HTA computes Normalized FFO, which excludes from FFO: (i) transaction expenses; (ii) gain or loss on extinguishment of debt; (iii) noncontrolling income or loss from OP Units included in diluted shares; and (iv) other normalizing items, which include items that are unusual and infrequent in nature.  HTA’s methodology for calculating Normalized FFO may be different from the methods utilized by other REITs and, accordingly, may not be comparable to other REITs.

HTA also computes Normalized FAD, which excludes from Normalized FFO: (i) non-cash compensation expense; (ii) straight-line rent adjustments; (iii) amortization of below and above market leases/leasehold interests and corporate assets; (iv) deferred revenue – tenant improvement related and other income; (v) amortization of deferred financing costs and debt premium/discount; and (vi) recurring capital expenditures, tenant improvements and leasing commissions.  HTA believes this non-GAAP financial measure provides a meaningful supplemental measure of its operating performance.  Normalized FAD should not be considered as an alternative to net income or loss attributable to common stockholders (computed in accordance with GAAP) as an indicator of its financial performance, nor is it indicative of cash available to fund cash needs.  Normalized FAD should be reviewed in connection with other GAAP measurements. HTA presents these non-GAAP financial measures because it considers them important supplemental measures of its operating performance and believes they are frequently used by securities analysts, investors and other interested parties in the evaluation of REITs.  Historical cost accounting assumes that the value of real estate assets diminishes ratably over time.  Since real estate values have historically risen or fallen based on market conditions, many industry investors have considered the presentation of operating results for real estate companies that use historical cost accounting to be insufficient by themselves.  These non-GAAP financial measures should not be considered as alternatives to net income or loss attributable to common stockholders (computed in accordance with GAAP) as indicators of its financial performance.  FFO and Normalized FFO is not indicative of cash available to fund cash needs.  These non-GAAP financial measures should be reviewed in connection with other GAAP measurements.

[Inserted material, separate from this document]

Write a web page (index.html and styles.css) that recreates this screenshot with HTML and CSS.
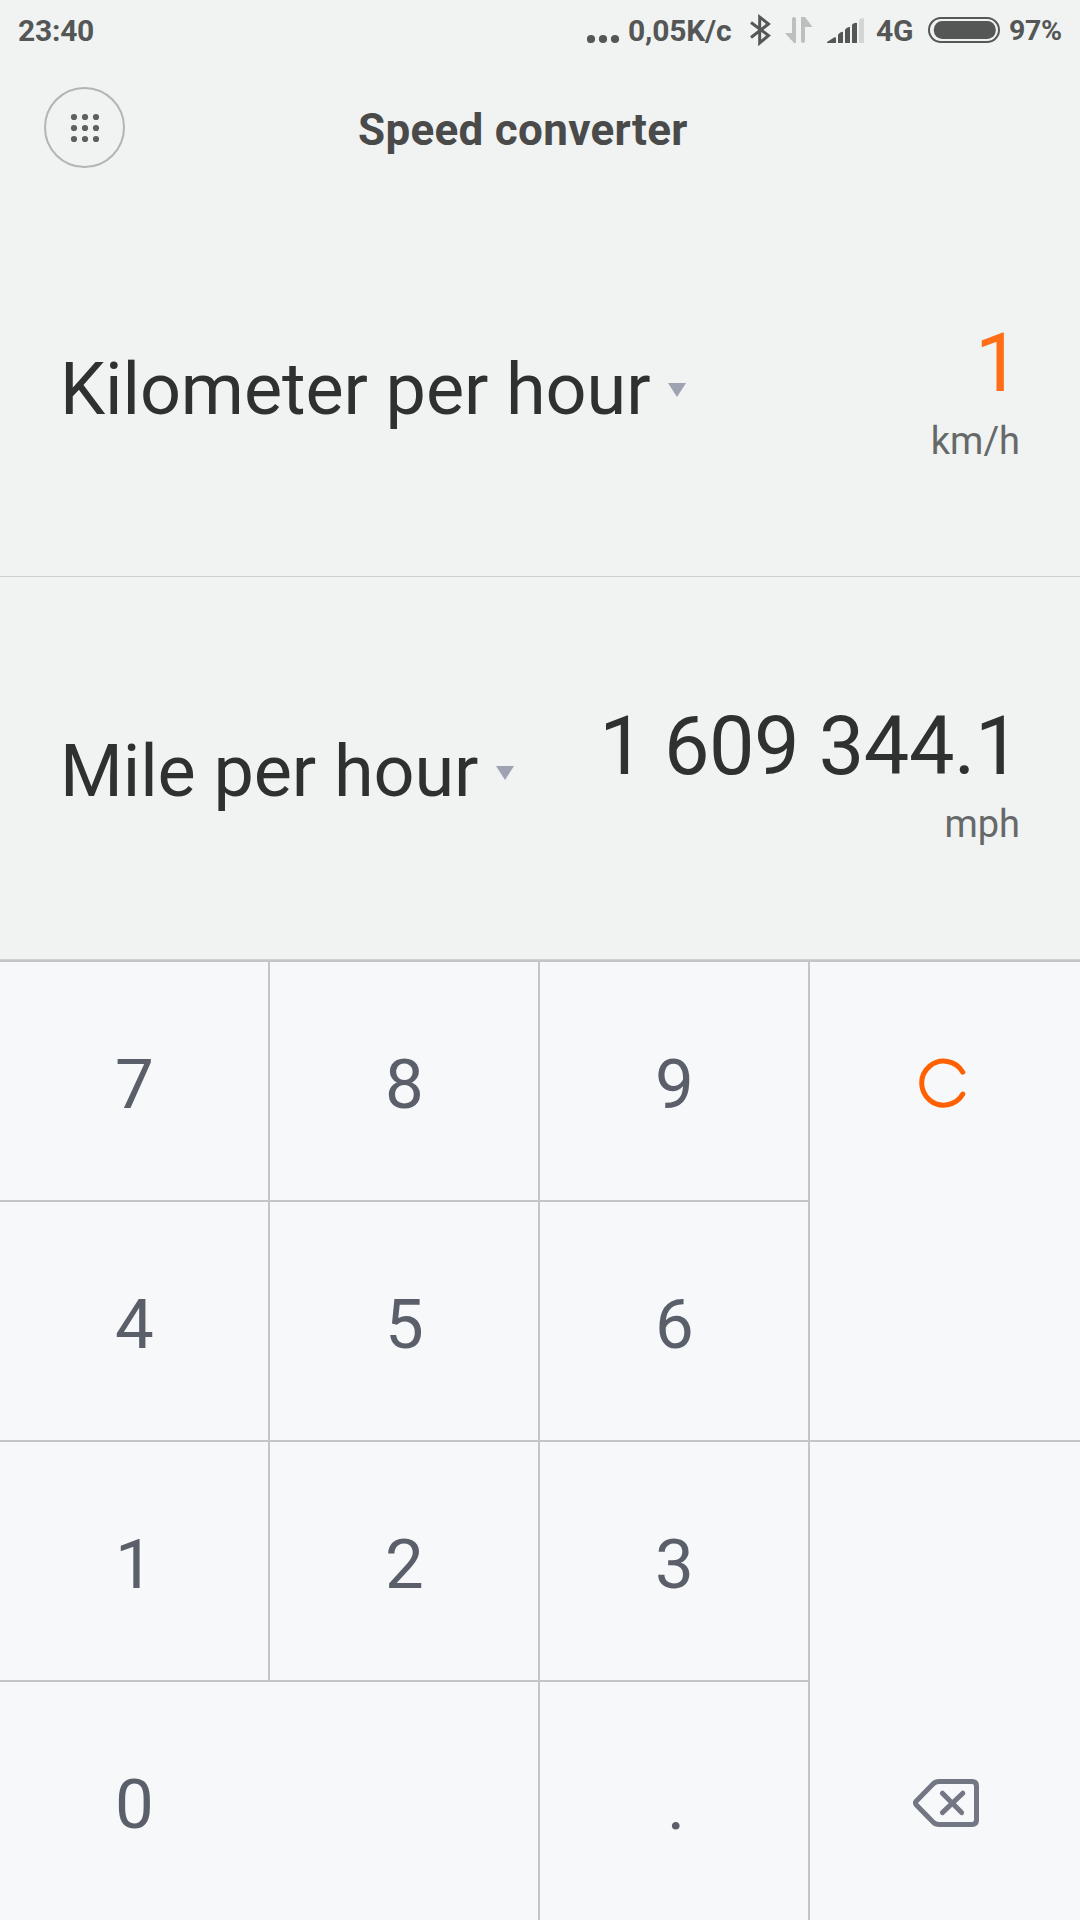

As defined by NAREIT, EBITDAre is computed as net income or loss (computed in accordance with GAAP) plus: (i) interest expense; (ii) income tax expense (not applicable to HTA); (iii) depreciation and amortization; (iv) impairment; (v) gain or loss on the sale of real estate; and (vi) the proportionate share of joint venture depreciation and amortization.

Adjusted EBITDAre is presented on an assumed annualized basis.  HTA defines Adjusted EBITDAre as EBITDAre (computed in accordance with NAREIT as defined above) plus: (i) transaction expenses; (ii) gain or loss on extinguishment of debt; (iii) non-cash compensation expense; (iv) pro forma impact of its acquisitions/dispositions; and (v) other normalizing items.  HTA considers Adjusted EBITDAre an important measure because it provides additional information to allow management, investors, and its current and potential creditors to evaluate and compare its core operating results and its ability to service debt.